## REQUIREMENT
Report the number of lines in the entries below that include the word "code", and nothing else.
===== EXTRACTED DATA
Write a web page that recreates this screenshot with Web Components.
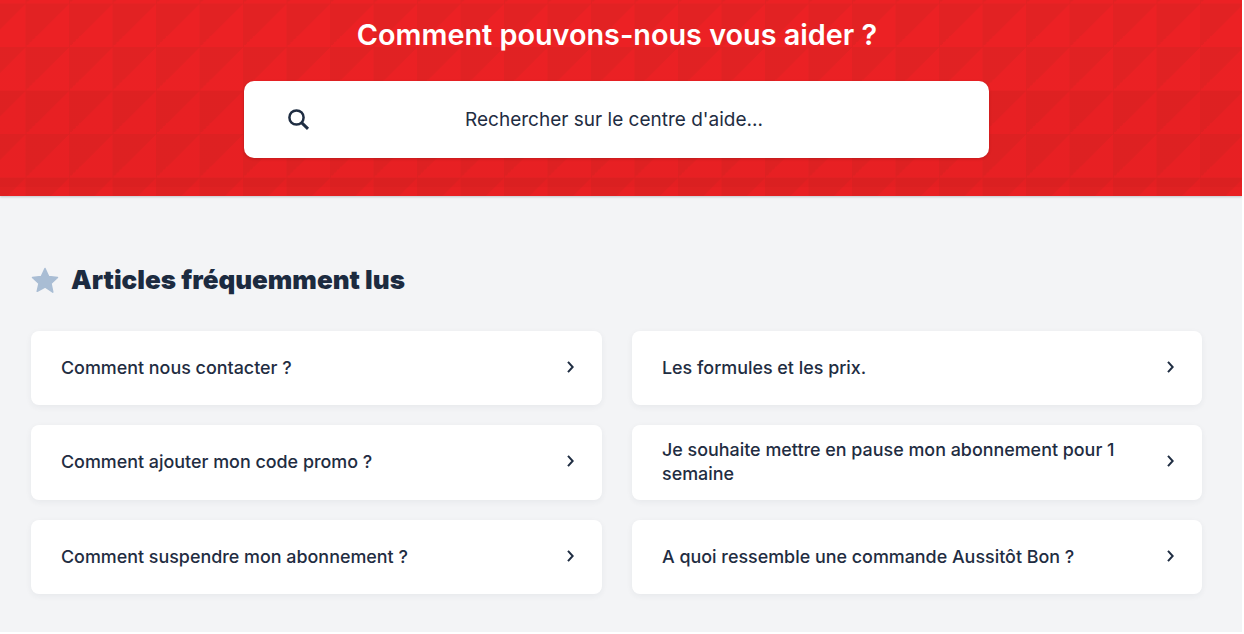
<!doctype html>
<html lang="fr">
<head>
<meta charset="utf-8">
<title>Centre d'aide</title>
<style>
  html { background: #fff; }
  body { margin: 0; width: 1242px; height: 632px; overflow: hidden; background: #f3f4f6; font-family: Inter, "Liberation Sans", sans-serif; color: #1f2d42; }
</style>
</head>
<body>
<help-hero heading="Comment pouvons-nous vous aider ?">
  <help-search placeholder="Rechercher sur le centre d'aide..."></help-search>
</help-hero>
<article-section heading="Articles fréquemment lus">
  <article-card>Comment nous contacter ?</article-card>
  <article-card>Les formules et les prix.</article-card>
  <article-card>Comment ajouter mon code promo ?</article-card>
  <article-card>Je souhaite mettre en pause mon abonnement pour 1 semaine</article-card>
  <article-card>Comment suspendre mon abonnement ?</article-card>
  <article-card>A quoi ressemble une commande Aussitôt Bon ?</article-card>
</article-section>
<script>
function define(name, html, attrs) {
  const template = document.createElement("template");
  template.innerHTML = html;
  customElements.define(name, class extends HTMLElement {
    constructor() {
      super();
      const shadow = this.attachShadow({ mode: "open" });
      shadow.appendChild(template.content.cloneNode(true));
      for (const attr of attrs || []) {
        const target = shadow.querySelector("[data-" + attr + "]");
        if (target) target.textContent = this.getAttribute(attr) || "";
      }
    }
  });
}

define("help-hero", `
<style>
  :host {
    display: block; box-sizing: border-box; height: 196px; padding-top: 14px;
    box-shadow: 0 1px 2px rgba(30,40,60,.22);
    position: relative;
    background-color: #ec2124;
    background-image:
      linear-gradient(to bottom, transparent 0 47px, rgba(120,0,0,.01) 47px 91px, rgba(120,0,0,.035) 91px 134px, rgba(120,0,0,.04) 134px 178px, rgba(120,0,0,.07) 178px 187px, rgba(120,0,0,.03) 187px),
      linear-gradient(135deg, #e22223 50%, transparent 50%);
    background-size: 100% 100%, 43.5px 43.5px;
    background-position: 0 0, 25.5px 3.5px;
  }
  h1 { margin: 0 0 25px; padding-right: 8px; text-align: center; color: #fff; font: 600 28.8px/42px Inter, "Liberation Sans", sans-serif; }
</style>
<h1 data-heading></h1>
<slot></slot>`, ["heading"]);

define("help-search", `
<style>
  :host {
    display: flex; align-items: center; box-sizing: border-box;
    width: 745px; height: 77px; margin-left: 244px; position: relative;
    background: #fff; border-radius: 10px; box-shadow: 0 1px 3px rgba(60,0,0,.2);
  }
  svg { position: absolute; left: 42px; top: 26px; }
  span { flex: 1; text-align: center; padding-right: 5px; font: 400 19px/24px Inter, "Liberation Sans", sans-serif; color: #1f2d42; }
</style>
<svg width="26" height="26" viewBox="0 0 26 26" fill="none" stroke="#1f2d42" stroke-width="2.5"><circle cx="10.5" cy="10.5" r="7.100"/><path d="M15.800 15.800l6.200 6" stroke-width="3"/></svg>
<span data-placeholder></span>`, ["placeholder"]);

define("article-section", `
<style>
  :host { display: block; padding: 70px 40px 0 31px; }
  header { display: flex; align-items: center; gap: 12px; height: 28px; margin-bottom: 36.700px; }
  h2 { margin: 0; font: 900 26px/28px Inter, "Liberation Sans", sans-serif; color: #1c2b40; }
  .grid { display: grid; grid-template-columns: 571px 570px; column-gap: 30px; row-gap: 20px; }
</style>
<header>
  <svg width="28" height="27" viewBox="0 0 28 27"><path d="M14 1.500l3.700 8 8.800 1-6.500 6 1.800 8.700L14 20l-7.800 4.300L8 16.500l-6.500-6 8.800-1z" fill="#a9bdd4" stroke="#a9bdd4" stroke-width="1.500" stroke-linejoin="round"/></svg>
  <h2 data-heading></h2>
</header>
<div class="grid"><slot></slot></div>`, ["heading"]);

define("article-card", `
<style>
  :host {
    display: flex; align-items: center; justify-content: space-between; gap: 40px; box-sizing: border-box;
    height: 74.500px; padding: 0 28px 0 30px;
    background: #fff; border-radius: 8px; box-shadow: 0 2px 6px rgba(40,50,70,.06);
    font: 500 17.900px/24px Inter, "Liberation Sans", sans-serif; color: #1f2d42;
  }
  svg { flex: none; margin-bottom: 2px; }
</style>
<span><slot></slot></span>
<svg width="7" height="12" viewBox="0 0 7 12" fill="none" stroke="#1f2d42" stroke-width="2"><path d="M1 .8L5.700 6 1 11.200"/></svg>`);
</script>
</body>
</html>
==========
===== EXTRACTED DATA
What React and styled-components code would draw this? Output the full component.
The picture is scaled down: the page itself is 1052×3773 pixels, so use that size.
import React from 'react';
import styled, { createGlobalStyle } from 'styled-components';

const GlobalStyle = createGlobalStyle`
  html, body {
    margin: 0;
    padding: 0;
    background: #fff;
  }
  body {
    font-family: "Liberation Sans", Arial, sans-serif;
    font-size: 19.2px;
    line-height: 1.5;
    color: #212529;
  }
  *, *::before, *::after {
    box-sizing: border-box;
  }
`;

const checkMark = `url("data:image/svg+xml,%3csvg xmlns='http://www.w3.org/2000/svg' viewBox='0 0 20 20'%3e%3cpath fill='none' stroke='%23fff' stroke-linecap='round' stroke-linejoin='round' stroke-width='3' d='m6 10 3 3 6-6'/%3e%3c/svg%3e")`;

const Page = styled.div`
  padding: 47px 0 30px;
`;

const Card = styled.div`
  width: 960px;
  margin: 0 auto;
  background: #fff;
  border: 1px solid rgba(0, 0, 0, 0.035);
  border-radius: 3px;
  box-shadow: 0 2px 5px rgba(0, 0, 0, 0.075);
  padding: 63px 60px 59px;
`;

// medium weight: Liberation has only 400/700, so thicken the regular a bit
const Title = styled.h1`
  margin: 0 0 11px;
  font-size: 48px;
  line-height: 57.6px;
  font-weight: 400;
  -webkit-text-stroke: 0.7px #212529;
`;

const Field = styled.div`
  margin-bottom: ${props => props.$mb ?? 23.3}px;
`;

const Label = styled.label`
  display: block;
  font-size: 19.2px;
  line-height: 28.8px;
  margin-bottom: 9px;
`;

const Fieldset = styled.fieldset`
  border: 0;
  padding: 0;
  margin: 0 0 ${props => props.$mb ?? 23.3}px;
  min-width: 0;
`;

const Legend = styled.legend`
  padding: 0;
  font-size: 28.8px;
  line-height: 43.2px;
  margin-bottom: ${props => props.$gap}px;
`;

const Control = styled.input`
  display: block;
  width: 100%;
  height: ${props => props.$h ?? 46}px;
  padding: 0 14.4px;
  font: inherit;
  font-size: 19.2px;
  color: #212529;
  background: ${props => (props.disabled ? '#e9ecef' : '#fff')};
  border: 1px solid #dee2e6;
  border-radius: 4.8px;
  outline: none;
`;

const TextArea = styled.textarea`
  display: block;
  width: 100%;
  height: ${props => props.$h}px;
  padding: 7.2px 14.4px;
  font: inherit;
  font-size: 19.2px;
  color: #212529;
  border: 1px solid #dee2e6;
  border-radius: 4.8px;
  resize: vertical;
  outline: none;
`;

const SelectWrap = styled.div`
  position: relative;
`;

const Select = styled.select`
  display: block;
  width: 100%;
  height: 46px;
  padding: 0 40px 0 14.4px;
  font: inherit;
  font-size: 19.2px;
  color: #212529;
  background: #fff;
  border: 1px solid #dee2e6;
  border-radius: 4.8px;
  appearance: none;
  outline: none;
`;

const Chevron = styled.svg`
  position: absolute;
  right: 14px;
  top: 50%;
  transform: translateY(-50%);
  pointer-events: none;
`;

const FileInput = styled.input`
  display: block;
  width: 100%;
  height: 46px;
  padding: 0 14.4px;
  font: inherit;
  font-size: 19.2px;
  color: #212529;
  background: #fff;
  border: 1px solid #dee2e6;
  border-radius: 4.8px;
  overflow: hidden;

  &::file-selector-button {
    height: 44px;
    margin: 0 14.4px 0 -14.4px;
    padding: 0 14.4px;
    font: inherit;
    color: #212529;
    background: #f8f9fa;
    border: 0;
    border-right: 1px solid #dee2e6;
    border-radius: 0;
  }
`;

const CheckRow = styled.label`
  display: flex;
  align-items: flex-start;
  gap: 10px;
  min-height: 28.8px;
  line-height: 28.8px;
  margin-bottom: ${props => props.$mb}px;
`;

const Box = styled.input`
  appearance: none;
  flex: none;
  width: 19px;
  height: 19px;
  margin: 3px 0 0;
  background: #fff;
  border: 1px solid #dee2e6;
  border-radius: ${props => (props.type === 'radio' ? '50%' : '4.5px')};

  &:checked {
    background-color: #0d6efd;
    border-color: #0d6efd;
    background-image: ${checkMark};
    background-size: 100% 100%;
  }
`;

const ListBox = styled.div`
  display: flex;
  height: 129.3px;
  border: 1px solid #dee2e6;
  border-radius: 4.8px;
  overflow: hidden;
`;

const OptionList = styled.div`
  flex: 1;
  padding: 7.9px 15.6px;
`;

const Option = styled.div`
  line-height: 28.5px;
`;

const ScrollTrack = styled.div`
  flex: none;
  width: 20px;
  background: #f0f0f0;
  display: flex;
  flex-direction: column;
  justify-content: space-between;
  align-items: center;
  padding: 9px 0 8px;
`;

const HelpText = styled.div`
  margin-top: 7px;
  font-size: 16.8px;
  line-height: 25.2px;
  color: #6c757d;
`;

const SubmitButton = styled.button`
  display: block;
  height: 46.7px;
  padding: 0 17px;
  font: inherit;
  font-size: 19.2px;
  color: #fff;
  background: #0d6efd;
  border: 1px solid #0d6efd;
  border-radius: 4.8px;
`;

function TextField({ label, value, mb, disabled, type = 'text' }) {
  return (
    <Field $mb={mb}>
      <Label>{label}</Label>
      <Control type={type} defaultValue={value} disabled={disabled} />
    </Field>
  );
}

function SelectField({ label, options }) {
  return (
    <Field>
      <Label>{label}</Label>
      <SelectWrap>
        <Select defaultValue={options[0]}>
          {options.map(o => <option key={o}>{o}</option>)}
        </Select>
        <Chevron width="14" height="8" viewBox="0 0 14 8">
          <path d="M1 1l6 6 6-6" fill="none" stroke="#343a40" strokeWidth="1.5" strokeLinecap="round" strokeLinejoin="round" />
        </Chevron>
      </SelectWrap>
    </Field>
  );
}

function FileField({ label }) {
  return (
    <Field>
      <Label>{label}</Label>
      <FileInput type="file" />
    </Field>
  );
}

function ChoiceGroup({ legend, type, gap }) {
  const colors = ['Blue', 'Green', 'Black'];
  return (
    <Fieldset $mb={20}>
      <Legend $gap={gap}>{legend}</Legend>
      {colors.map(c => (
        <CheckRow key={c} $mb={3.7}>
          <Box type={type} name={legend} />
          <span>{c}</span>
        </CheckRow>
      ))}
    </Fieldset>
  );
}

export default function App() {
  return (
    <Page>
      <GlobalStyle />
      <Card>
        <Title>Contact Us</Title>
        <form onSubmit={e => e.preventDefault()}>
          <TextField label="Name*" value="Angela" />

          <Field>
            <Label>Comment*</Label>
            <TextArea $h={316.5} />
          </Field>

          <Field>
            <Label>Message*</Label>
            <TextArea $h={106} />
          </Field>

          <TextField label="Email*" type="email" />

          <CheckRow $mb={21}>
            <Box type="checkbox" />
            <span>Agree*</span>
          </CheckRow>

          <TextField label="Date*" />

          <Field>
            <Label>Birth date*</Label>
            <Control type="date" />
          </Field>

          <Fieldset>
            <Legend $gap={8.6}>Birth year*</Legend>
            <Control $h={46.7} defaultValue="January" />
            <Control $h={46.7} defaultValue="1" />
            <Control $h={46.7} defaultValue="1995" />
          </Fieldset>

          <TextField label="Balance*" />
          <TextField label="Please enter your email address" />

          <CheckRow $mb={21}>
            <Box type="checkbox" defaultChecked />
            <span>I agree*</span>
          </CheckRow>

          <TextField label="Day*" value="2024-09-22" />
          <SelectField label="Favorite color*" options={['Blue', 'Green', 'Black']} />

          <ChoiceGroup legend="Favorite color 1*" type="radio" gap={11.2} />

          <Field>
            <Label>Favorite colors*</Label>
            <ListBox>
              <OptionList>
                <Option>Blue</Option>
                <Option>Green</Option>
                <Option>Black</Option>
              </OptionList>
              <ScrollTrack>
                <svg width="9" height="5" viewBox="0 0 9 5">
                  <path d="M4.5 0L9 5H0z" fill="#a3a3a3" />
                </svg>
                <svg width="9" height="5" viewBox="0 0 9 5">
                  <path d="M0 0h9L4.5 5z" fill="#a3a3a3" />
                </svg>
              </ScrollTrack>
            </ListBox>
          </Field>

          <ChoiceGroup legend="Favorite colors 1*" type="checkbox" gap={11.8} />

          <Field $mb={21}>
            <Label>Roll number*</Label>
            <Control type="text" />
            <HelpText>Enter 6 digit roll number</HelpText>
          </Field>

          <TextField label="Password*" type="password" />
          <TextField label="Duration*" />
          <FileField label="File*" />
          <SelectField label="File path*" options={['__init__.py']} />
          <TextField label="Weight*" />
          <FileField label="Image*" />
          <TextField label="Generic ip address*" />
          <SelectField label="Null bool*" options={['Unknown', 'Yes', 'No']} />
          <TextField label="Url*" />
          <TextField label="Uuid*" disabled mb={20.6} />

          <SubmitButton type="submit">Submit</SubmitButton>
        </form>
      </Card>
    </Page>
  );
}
==========
===== EXTRACTED DATA
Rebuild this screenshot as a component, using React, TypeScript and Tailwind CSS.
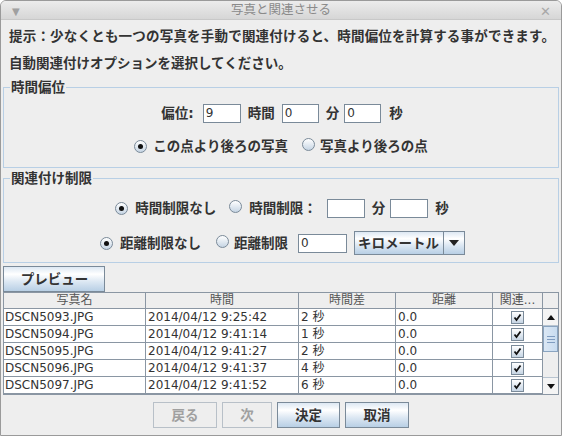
==========
## EXERCISE RESULT
2